Further, we implemented multiplexing with barcodes to improve method efficiency, reduce cost, and expand the throughput. We created a barcoding webtool to generate unique barcodes, which are integrated into the adapter sequences that are ligated to the target sequence. This allows us to sequence samples from multiple different athletes in the same run and trace the output sequence back to corresponding barcode (Ref).
4. Targeted sequencing
After library preparation, we sequence the samples using a MinION, portable real-time sequencing device, from ONT. Only targeted sequences with adapters are translocated through the pores of ONT’s via the nanopore motor protein (ref).The remaining untagged DNA will not be sequenced. By making a simple enzyme substitution, we transformed ONT’s established next generation sequencing platform into a targeted next generation sequencing platform.

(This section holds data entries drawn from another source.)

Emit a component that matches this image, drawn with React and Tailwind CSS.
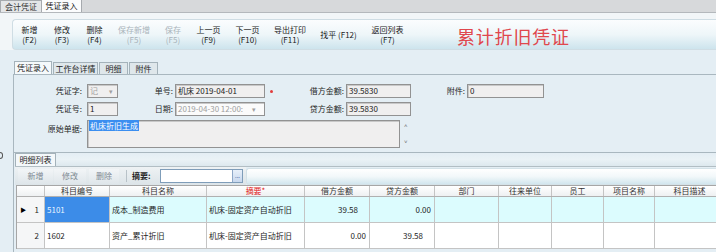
export default function App() {
  const tb = [
    { c: "w-[33px]", a: "新增", b: "(F2)" },
    { c: "w-[32px]", a: "修改", b: "(F3)" },
    { c: "w-[33px]", a: "删除", b: "(F4)" },
    { c: "w-[46px]", a: "保存新增", b: "(F5)", d: true },
    { c: "w-[32px]", a: "保存", b: "(F5)", d: true },
    { c: "w-[39px]", a: "上一页", b: "(F9)" },
    { c: "w-[39px]", a: "下一页", b: "(F10)" },
    { c: "w-[46px]", a: "导出打印", b: "(F11)" },
    { c: "w-[51px]", s: "找平 (F12)" },
    { c: "w-[47px]", a: "返回列表", b: "(F7)" },
  ];
  const box =
    "h-[14px] border border-[#929292] px-[2px] flex items-center shadow-[inset_1px_1px_0_#c8c8c8]";
  const inp = `${box} bg-[#f0efef] text-[#222]`;
  const cols = [
    { c: "w-[28px]", t: "" },
    { c: "w-[65px]", t: "科目编号" },
    { c: "w-[97px]", t: "科目名称" },
    { c: "w-[98px]", t: "摘要*", red: true },
    { c: "w-[65px]", t: "借方金额" },
    { c: "w-[65px]", t: "贷方金额" },
    { c: "w-[64px]", t: "部门" },
    { c: "w-[53px]", t: "往来单位" },
    { c: "w-[52px]", t: "员工" },
    { c: "w-[51px]", t: "项目名称" },
    { c: "w-[70px]", t: "科目描述" },
  ];
  const rows = [
    { n: "1", code: "5101", name: "成本_制造费用", sum: "机床-固定资产自动折旧", dr: "39.58", cr: "0.00", sel: true },
    { n: "2", code: "1602", name: "资产_累计折旧", sum: "机床-固定资产自动折旧", dr: "0.00", cr: "39.58" },
  ];
  return (
    <div className="w-[716px] h-[252px] overflow-hidden bg-[#e4eef4] flex flex-col text-[8px] leading-none text-[#1e1e1e] font-['Noto_Sans_CJK_SC',sans-serif]">
      {/* top tabs */}
      <div className="h-[13px] shrink-0 flex items-end bg-[#d7d9db] border-b border-[#b4b8bc]">
        <div className="w-[42px] h-[12px] flex items-center justify-center bg-[#e4e6e8] border border-b-0 border-[#a6aaae] text-[#333]">
          会计凭证
        </div>
        <div className="w-[40px] h-[13px] flex items-center justify-center bg-[#fbfcfd] border-t border-r border-[#a6aaae] text-[#111]">
          凭证录入
        </div>
      </div>
      {/* toolbar */}
      <div className="shrink-0 bg-[#f2f6f8] pt-[6px] pl-[12px]">
        <div className="h-[31px] flex items-center rounded-l-[4px] border border-r-0 border-[#cfdde4] bg-gradient-to-b from-[#fbfdfe] via-[#eef6f9] to-[#cde4ed]">
          {tb.map((b, i) => (
            <div
              key={i}
              className={`${b.c} flex flex-col items-center justify-center gap-[1px] leading-[9px] ${b.d ? "text-[#a9b3ba]" : "text-[#1a1a1a]"}`}
            >
              {b.s ? (
                <span>{b.s}</span>
              ) : (
                <>
                  <span>{b.a}</span>
                  <span>{b.b}</span>
                </>
              )}
            </div>
          ))}
          <div className="ml-[46px] pt-[2px] text-[18px] leading-none text-[#e0474d] tracking-[0.8px]">
            累计折旧凭证
          </div>
        </div>
      </div>
      {/* body */}
      <div className="flex-1 flex min-h-0">
        <div className="w-[13px] shrink-0 pt-[102px]">
          <div className="w-[3px] h-[7px] border border-l-0 border-[#555] rounded-r-[3px]"></div>
        </div>
        <div className="flex-1 flex flex-col pt-[11px] min-w-0">
          {/* form tabs */}
          <div className="h-[13px] flex items-end pl-[1px]">
            <div className="w-[38px] h-[13px] flex items-center justify-center bg-[#f5f9fb] border border-b-0 border-[#a4b2ba]">
              凭证录入
            </div>
            <div className="w-[45px] h-[12px] ml-[1px] flex items-center justify-center bg-[#dfe7eb] border border-b-0 border-[#a4b2ba]">
              工作台详情
            </div>
            <div className="w-[29px] h-[12px] ml-[1px] flex items-center justify-center bg-[#dfe7eb] border border-b-0 border-[#a4b2ba]">
              明细
            </div>
            <div className="w-[29px] h-[12px] ml-[1px] flex items-center justify-center bg-[#dfe7eb] border border-b-0 border-[#a4b2ba]">
              附件
            </div>
          </div>
          {/* form panel */}
          <div className="h-[79px] border border-r-0 border-[#a9b7bf] bg-[#e4eef4] pt-[9px] flex flex-col gap-[4px]">
            <div className="flex items-center h-[14px]">
              <div className="w-[70px] text-right pr-[2px]">凭证字:</div>
              <div className={`${box} bg-[#f0efef] text-[#a0a0a0] w-[31px] ml-[3px] justify-between`}>
                <span>记</span>
                <span className="text-[7px] pr-[2px]">▾</span>
              </div>
              <div className="w-[57px] text-right pr-[2px]">单号:</div>
              <div className={`${inp} w-[90px]`}>机床 2019-04-01</div>
              <div className="w-[81px] flex items-center">
                <span className="ml-[5px] w-[3px] h-[3px] rounded-full bg-[#e23b3b]"></span>
                <span className="flex-1 text-right pr-[2px]">借方金额:</span>
              </div>
              <div className={`${inp} w-[65px]`}>39.5830</div>
              <div className="w-[56px] text-right pr-[2px]">附件:</div>
              <div className={`${inp} w-[77px]`}>0</div>
            </div>
            <div className="flex items-center h-[14px]">
              <div className="w-[70px] text-right pr-[2px]">凭证号:</div>
              <div className={`${inp} w-[31px] ml-[3px]`}>1</div>
              <div className="w-[57px] text-right pr-[2px]">日期:</div>
              <div className={`${box} bg-[#fbfbfb] text-[#a0a0a0] w-[90px] justify-between`}>
                <span>2019-04-30 12:00:</span>
                <span className="text-[7px] pr-[6px]">▾</span>
              </div>
              <div className="w-[81px] text-right pr-[2px]">贷方金额:</div>
              <div className={`${inp} w-[65px]`}>39.5830</div>
            </div>
            <div className="flex items-start h-[28px]">
              <div className="w-[70px] text-right pr-[2px] pt-[5px]">原始单据:</div>
              <div className="ml-[3px] w-[313px] h-[28px] border border-[#929292] bg-[#f0efef] p-[1px] shadow-[inset_1px_1px_0_#c8c8c8]">
                <span className="bg-[#3b8ef0] text-white px-[1px]">机床折旧生成</span>
              </div>
              <div className="ml-[4px] h-[28px] flex flex-col justify-between py-[3px] text-[6px] text-[#666]">
                <span>˄</span>
                <span>˅</span>
              </div>
            </div>
          </div>
          {/* detail */}
          <div className="flex-1 flex flex-col pl-[1px] border-l border-[#a9b7bf]">
            <div className="h-[14px] flex items-end border-b border-[#b2bec4] bg-gradient-to-b from-[#e4eef4] via-[#eaf2f6] to-[#dde8ee]">
              <div className="w-[41px] h-[13px] flex items-center justify-center bg-[#f4f8fa] border border-b-0 border-[#a4b2ba]">
                明细列表
              </div>
            </div>
            <div className="h-[18px] flex items-center">
              <div className="w-[231px] h-[18px] flex items-center pl-[3px] bg-gradient-to-b from-[#eef2f4] to-[#dce4e8] text-[#7e8a92]">
                <div className="w-[35px] h-[15px] flex items-center justify-center bg-gradient-to-b from-[#f2f5f7] to-[#dfe6ea]">新增</div>
                <div className="w-[32px] h-[15px] ml-[1px] flex items-center justify-center bg-gradient-to-b from-[#f2f5f7] to-[#dfe6ea]">修改</div>
                <div className="w-[30px] h-[15px] ml-[3px] flex items-center justify-center bg-gradient-to-b from-[#f2f5f7] to-[#dfe6ea]">删除</div>
                <div className="w-[1px] h-[12px] ml-[7px] bg-[#b8c2c8]"></div>
                <div className="ml-[5px] w-[28px] text-[#1e1e1e] font-semibold">摘要:</div>
                <div className="w-[83px] h-[14px] bg-white border border-[#7f9db9] flex justify-end">
                  <div className="w-[10px] h-[12px] bg-gradient-to-b from-[#e8f0fa] to-[#c8d8ee] border-l border-[#8fa8c8] text-[6px] text-[#24408a] flex items-center justify-center">
                    ...
                  </div>
                </div>
              </div>
              <div className="flex-1 h-[17px] rounded-l-[3px] border border-r-0 border-[#d4e2e8] bg-gradient-to-b from-[#ffffff] via-[#f2f8fa] to-[#d2e6ee]"></div>
            </div>
            {/* grid */}
            <div className="ml-[1px] bg-white border-t border-l border-[#a6a6a6] flex flex-col">
              <div className="h-[11px] flex border-b border-[#b0b0b0] bg-gradient-to-b from-[#ffffff] to-[#eef0f2]">
                {cols.map((c, i) => (
                  <div
                    key={i}
                    className={`${c.c} shrink-0 border-r border-[#c4c4c4] flex items-center justify-center ${c.red ? "text-[#e01818]" : "text-[#333]"}`}
                  >
                    {c.t}
                  </div>
                ))}
              </div>
              {rows.map((r, i) => (
                <div key={i} className={`h-[26px] flex border-b border-[#c4c4c4] ${r.sel ? "bg-[#dcfcfe]" : "bg-white"}`}>
                  <div className="w-[28px] shrink-0 border-r border-[#c4c4c4] bg-[#f5f6f7] flex items-center">
                    <span className="w-[13px] text-center text-[6px] text-black">{r.sel ? "▶" : ""}</span>
                    <span className="w-[15px] text-center">{r.n}</span>
                  </div>
                  <div className={`w-[65px] shrink-0 border-r border-[#c4c4c4] flex items-center pl-[2px] ${r.sel ? "bg-[#3c8ce8] text-[#e8f4ff]" : ""}`}>
                    {r.code}
                  </div>
                  <div className="w-[97px] shrink-0 border-r border-[#c4c4c4] flex items-center pl-[2px]">{r.name}</div>
                  <div className="w-[98px] shrink-0 border-r border-[#c4c4c4] flex items-center pl-[2px]">{r.sum}</div>
                  <div className={`w-[65px] shrink-0 border-r border-[#c4c4c4] flex items-center justify-end ${r.dr === "0.00" ? "pr-[3px]" : "pr-[11px]"}`}>{r.dr}</div>
                  <div className={`w-[65px] shrink-0 border-r border-[#c4c4c4] flex items-center justify-end ${r.cr === "0.00" ? "pr-[3px]" : "pr-[11px]"}`}>{r.cr}</div>
                  <div className="w-[64px] shrink-0 border-r border-[#c4c4c4]"></div>
                  <div className="w-[53px] shrink-0 border-r border-[#c4c4c4]"></div>
                  <div className="w-[52px] shrink-0 border-r border-[#c4c4c4]"></div>
                  <div className="w-[51px] shrink-0 border-r border-[#c4c4c4]"></div>
                  <div className="w-[70px] shrink-0 border-r border-[#c4c4c4]"></div>
                </div>
              ))}
            </div>
          </div>
        </div>
      </div>
    </div>
  );
}
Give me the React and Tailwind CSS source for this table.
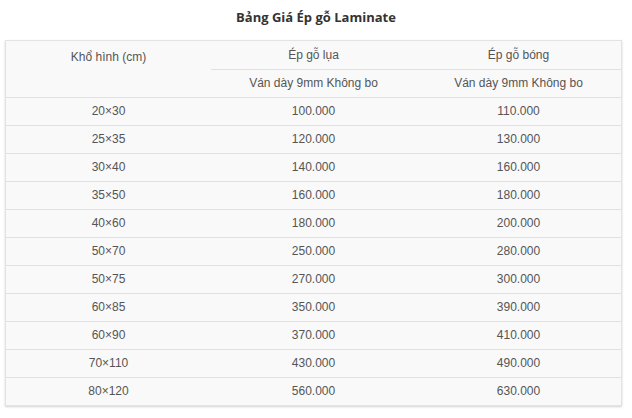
const subRows = [
  ['20×30', '100.000', '110.000'],
  ['25×35', '120.000', '130.000'],
  ['30×40', '140.000', '160.000'],
  ['35×50', '160.000', '180.000'],
  ['40×60', '180.000', '200.000'],
  ['50×70', '250.000', '280.000'],
  ['50×75', '270.000', '300.000'],
  ['60×85', '350.000', '390.000'],
  ['60×90', '370.000', '410.000'],
  ['70×110', '430.000', '490.000'],
  ['80×120', '560.000', '630.000'],
];

export default function App() {
  return (
    <div className="w-[632px] h-[418px] bg-white font-['Liberation_Sans',Arial,sans-serif]">
      <h2 className="pt-[9px] h-[40px] text-center text-[13px] leading-[16px] font-bold text-[#333] font-['Open_Sans',sans-serif]">
        Bảng Giá Ép gỗ Laminate
      </h2>

      <div className="mx-[5px] w-[617px] border border-[#e3e3e3] bg-[#f9f9f9] shadow-[0_1px_2px_rgba(0,0,0,0.18)]">
        <table className="w-full table-fixed border-collapse text-[12px] text-[#555]">
          <thead>
            <tr className="h-[28px]">
              <th rowSpan={2} className="align-top pt-[7px] font-normal text-center border-b border-[#e0e0e0]">
                Khổ hình (cm)
              </th>
              <th className="font-normal text-center border-b border-[#e0e0e0]">Ép gỗ lụa</th>
              <th className="font-normal text-center border-b border-[#e0e0e0]">Ép gỗ bóng</th>
            </tr>
            <tr className="h-[28px]">
              <th className="font-normal text-center border-b border-[#e0e0e0]">Ván dày 9mm Không bo</th>
              <th className="font-normal text-center border-b border-[#e0e0e0]">Ván dày 9mm Không bo</th>
            </tr>
          </thead>
          <tbody>
            {subRows.map((r, i) => (
              <tr key={r[0]} className={`h-[28px] ${i < subRows.length - 1 ? 'border-b border-[#e0e0e0]' : ''}`}>
                <td className="text-center">{r[0]}</td>
                <td className="text-center">{r[1]}</td>
                <td className="text-center">{r[2]}</td>
              </tr>
            ))}
          </tbody>
        </table>
      </div>
    </div>
  );
}
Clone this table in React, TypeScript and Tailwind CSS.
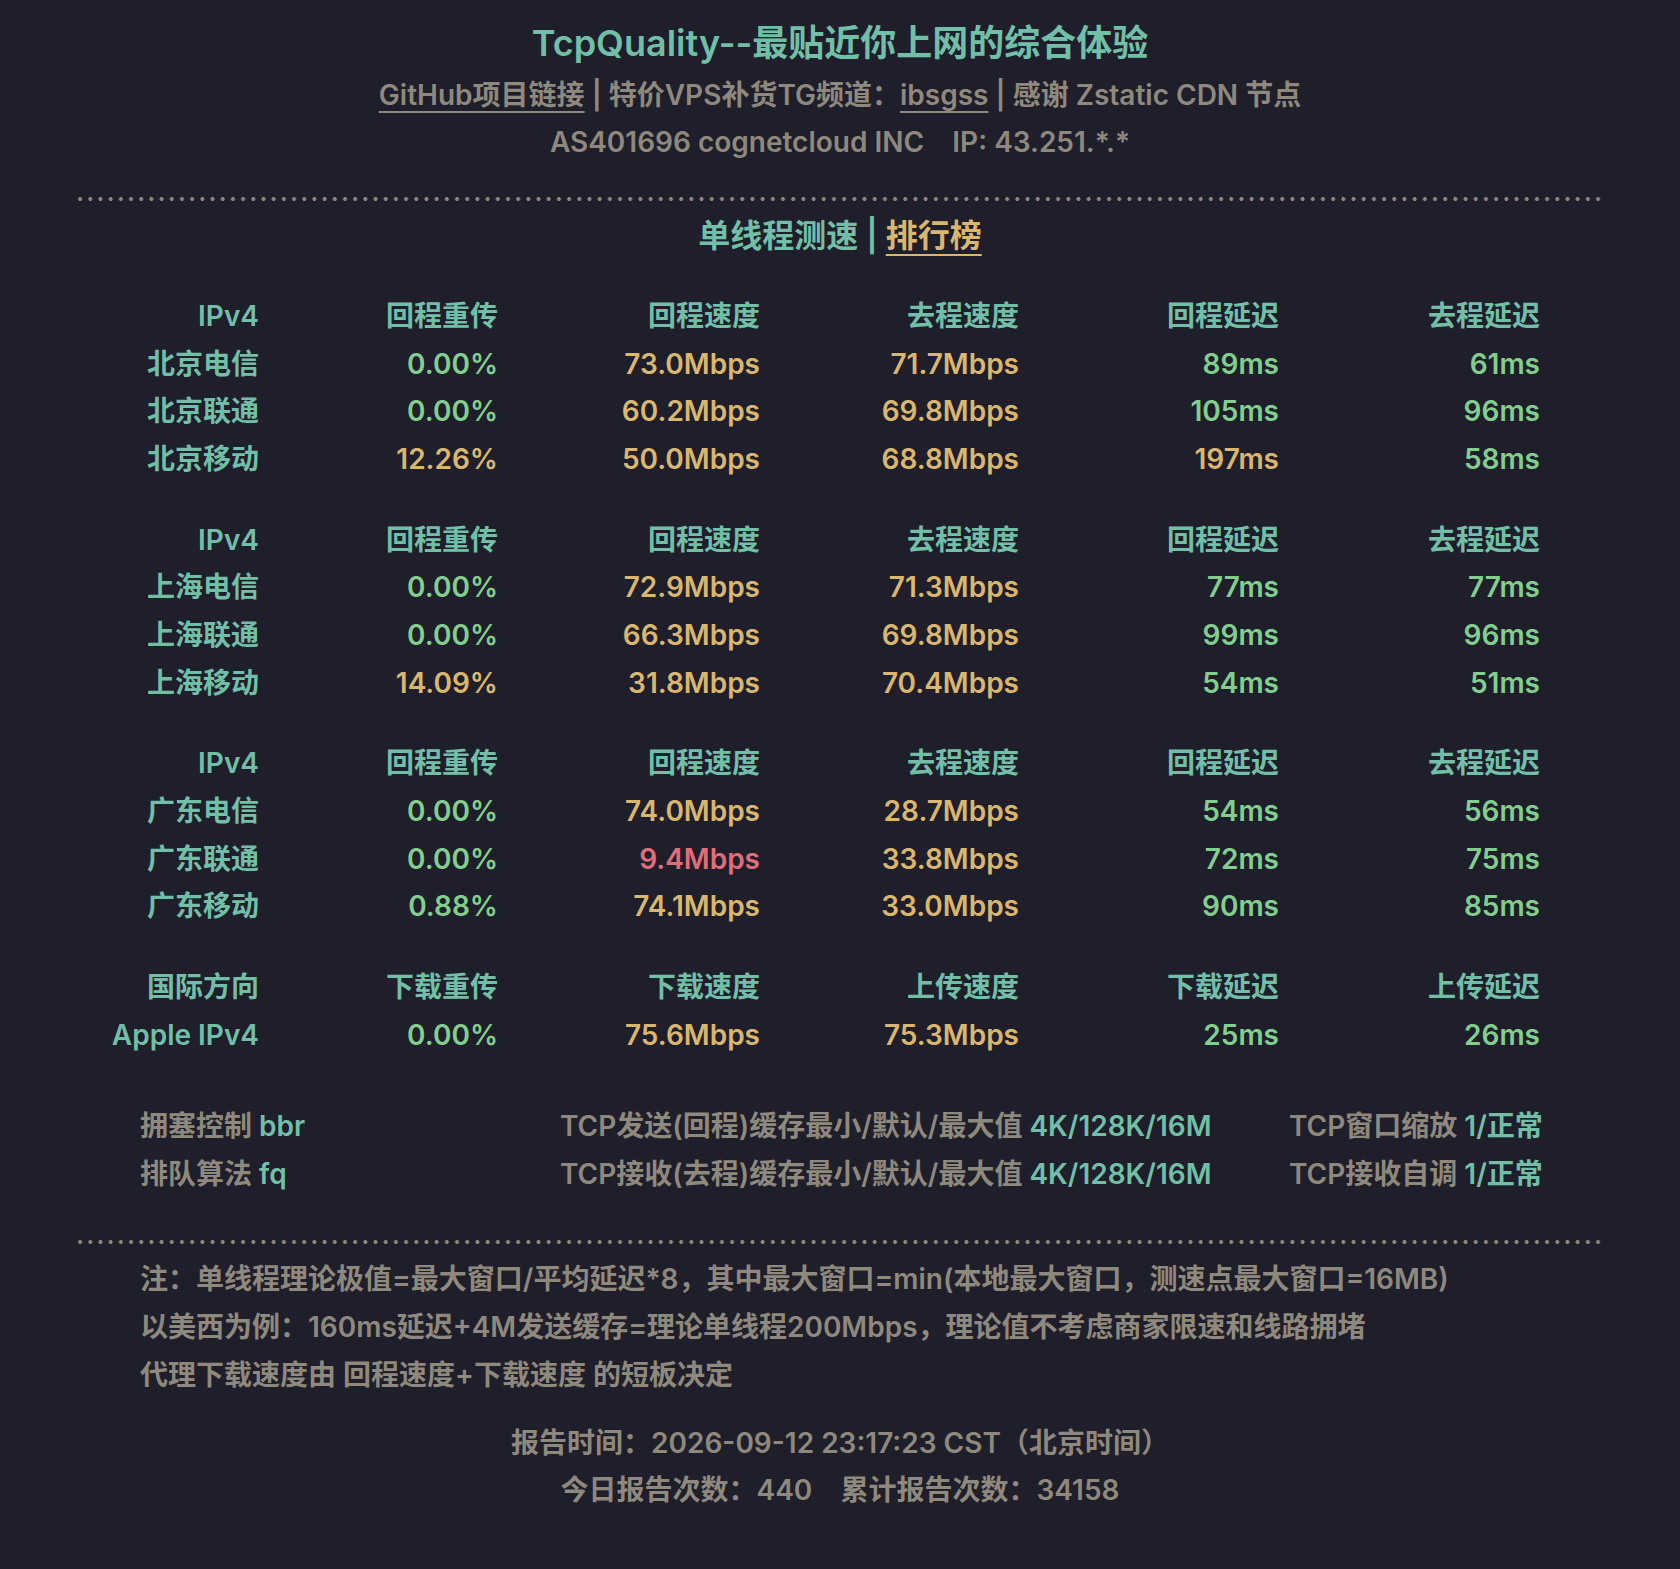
import React from "react";

type Cell = [string, string];

const G = "text-[#82cf8d]";
const Y = "text-[#dbb66d]";
const R = "text-[#e26d78]";

const groups: { head: string[]; rows: [string, Cell[]][] }[] = [
  {
    head: ["IPv4", "回程重传", "回程速度", "去程速度", "回程延迟", "去程延迟"],
    rows: [
      ["北京电信", [["0.00%", G], ["73.0Mbps", Y], ["71.7Mbps", Y], ["89ms", G], ["61ms", G]]],
      ["北京联通", [["0.00%", G], ["60.2Mbps", Y], ["69.8Mbps", Y], ["105ms", G], ["96ms", G]]],
      ["北京移动", [["12.26%", Y], ["50.0Mbps", Y], ["68.8Mbps", Y], ["197ms", Y], ["58ms", G]]],
    ],
  },
  {
    head: ["IPv4", "回程重传", "回程速度", "去程速度", "回程延迟", "去程延迟"],
    rows: [
      ["上海电信", [["0.00%", G], ["72.9Mbps", Y], ["71.3Mbps", Y], ["77ms", G], ["77ms", G]]],
      ["上海联通", [["0.00%", G], ["66.3Mbps", Y], ["69.8Mbps", Y], ["99ms", G], ["96ms", G]]],
      ["上海移动", [["14.09%", Y], ["31.8Mbps", Y], ["70.4Mbps", Y], ["54ms", G], ["51ms", G]]],
    ],
  },
  {
    head: ["IPv4", "回程重传", "回程速度", "去程速度", "回程延迟", "去程延迟"],
    rows: [
      ["广东电信", [["0.00%", G], ["74.0Mbps", Y], ["28.7Mbps", Y], ["54ms", G], ["56ms", G]]],
      ["广东联通", [["0.00%", G], ["9.4Mbps", R], ["33.8Mbps", Y], ["72ms", G], ["75ms", G]]],
      ["广东移动", [["0.88%", G], ["74.1Mbps", Y], ["33.0Mbps", Y], ["90ms", G], ["85ms", G]]],
    ],
  },
  {
    head: ["国际方向", "下载重传", "下载速度", "上传速度", "下载延迟", "上传延迟"],
    rows: [["Apple IPv4", [["0.00%", G], ["75.6Mbps", Y], ["75.3Mbps", Y], ["25ms", G], ["26ms", G]]]],
  },
];

function Dots() {
  return (
    <div className="ml-[75px] w-[1530px] h-[4px] bg-[image:radial-gradient(circle,#8f897d_1.7px,transparent_2.2px)] bg-[length:10.2px_4px] bg-repeat-x" />
  );
}

function Group({ head, rows }: { head: string[]; rows: [string, Cell[]][] }) {
  return (
    <div className="ml-[78px] grid grid-cols-[181px_239px_262px_259px_260px_261px] auto-rows-[47.7px] items-center text-right">
      {head.map((h, i) => (
        <div key={i} className="text-[#72bfa8]">
          {h}
        </div>
      ))}
      {rows.map(([label, cells], r) => (
        <React.Fragment key={r}>
          <div className="text-[#72bfa8]">{label}</div>
          {cells.map(([v, c], i) => (
            <div key={i} className={c}>
              {v}
            </div>
          ))}
        </React.Fragment>
      ))}
    </div>
  );
}

export default function App() {
  return (
    <div className="min-h-screen w-full bg-[#1f1e2b] font-['Inter','Noto_Sans_CJK_SC',sans-serif] font-semibold text-[28px] text-[#8f897d] pt-[19px] pb-[60px]">
      <div className="text-center text-[36px] leading-[48px] text-[#72bfa8]">
        TcpQuality--最贴近你上网的综合体验
      </div>
      <div className="mt-[4px] text-center leading-[48px]">
        <span className="underline decoration-2 underline-offset-[6px]">GitHub项目链接</span>
        <span> | </span>
        <span>特价VPS补货TG频道：</span>
        <span className="underline decoration-2 underline-offset-[6px]">ibsgss</span>
        <span> | </span>
        <span>感谢 Zstatic CDN 节点</span>
      </div>
      <div className="text-center leading-[47px]">
        AS401696 cognetcloud INC&nbsp;&nbsp;&nbsp;&nbsp;IP: 43.251.*.*
      </div>

      <div className="mt-[31px]">
        <Dots />
      </div>

      <div className="mt-[11px] text-center text-[32px] leading-[48px]">
        <span className="text-[#72bfa8]">单线程测速</span>
        <span className="text-[#72bfa8]"> | </span>
        <span className="text-[#dbb66d] underline decoration-2 underline-offset-[7px]">排行榜</span>
      </div>

      <div className="mt-[32px] flex flex-col gap-[33px] leading-[48px]">
        {groups.map((g, i) => (
          <Group key={i} head={g.head} rows={g.rows} />
        ))}
      </div>

      <div className="mt-[44px] ml-[140px] grid grid-cols-[420px_729px_auto] auto-rows-[47.5px] items-center leading-[48px]">
        <div>
          拥塞控制 <span className="text-[#72bfa8]">bbr</span>
        </div>
        <div>
          TCP发送(回程)缓存最小/默认/最大值 <span className="text-[#72bfa8]">4K/128K/16M</span>
        </div>
        <div>
          TCP窗口缩放 <span className="text-[#72bfa8]">1/正常</span>
        </div>
        <div>
          排队算法 <span className="text-[#72bfa8]">fq</span>
        </div>
        <div>
          TCP接收(去程)缓存最小/默认/最大值 <span className="text-[#72bfa8]">4K/128K/16M</span>
        </div>
        <div>
          TCP接收自调 <span className="text-[#72bfa8]">1/正常</span>
        </div>
      </div>

      <div className="mt-[42px]">
        <Dots />
      </div>

      <div className="mt-[11px] ml-[140px] leading-[48px]">
        <div>注：单线程理论极值=最大窗口/平均延迟*8，其中最大窗口=min(本地最大窗口，测速点最大窗口=16MB)</div>
        <div>以美西为例：160ms延迟+4M发送缓存=理论单线程200Mbps，理论值不考虑商家限速和线路拥堵</div>
        <div>代理下载速度由 回程速度+下载速度 的短板决定</div>
      </div>

      <div className="mt-[21px] text-center leading-[47px]">
        <div>报告时间：2026-09-12 23:17:23 CST（北京时间）</div>
        <div>今日报告次数：440&nbsp;&nbsp;&nbsp;&nbsp;累计报告次数：34158</div>
      </div>
    </div>
  );
}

We processed the data obtained from ONT MinION sequencing runs with our tailor-made data analysis software tool. The software consists of an algorithm that aligns all the files generated by our sequencing run sequences with our pre-existing database, containing expected gene doping sequences. Based on the alignment score, the sequences are classified into gene doping DNA or non-gene doping DNA, eliminating any false positives that might have been sequenced. The software strengthens the robustness and reliability of our method, allowing us to determine whether gene doping DNA was present in the athlete’s blood sample. To go a step further, our algorithm has the capacity of expanding the database as it detects new gene doping sequences, thereby simultaneously evolving with gene doping.
Impact
We believe that by establishing and integrating a novel detection method into valid testing systems, we will discourage athletes from using high-risk gene doping technologies. Not only has the Dutch Doping Authority, the Delft Sports Engineering Institute and Dutch Trotting and Flat Racing Association (NDR) shown interest in our technology, but so has various other non gene doping related stakeholders. Sanquin, the Dutch blood bank, and the Dutch Research Department for Food Safety (RIKILT) at Wageningen University also emphasized the potential and value of our targeted sequencing technology. These stakeholders’ interests highlight the possible of application our targeted sequencing method in other fields, such as cancer detection, non-invasive prenatal screening, food safety regulations, and even strain identification.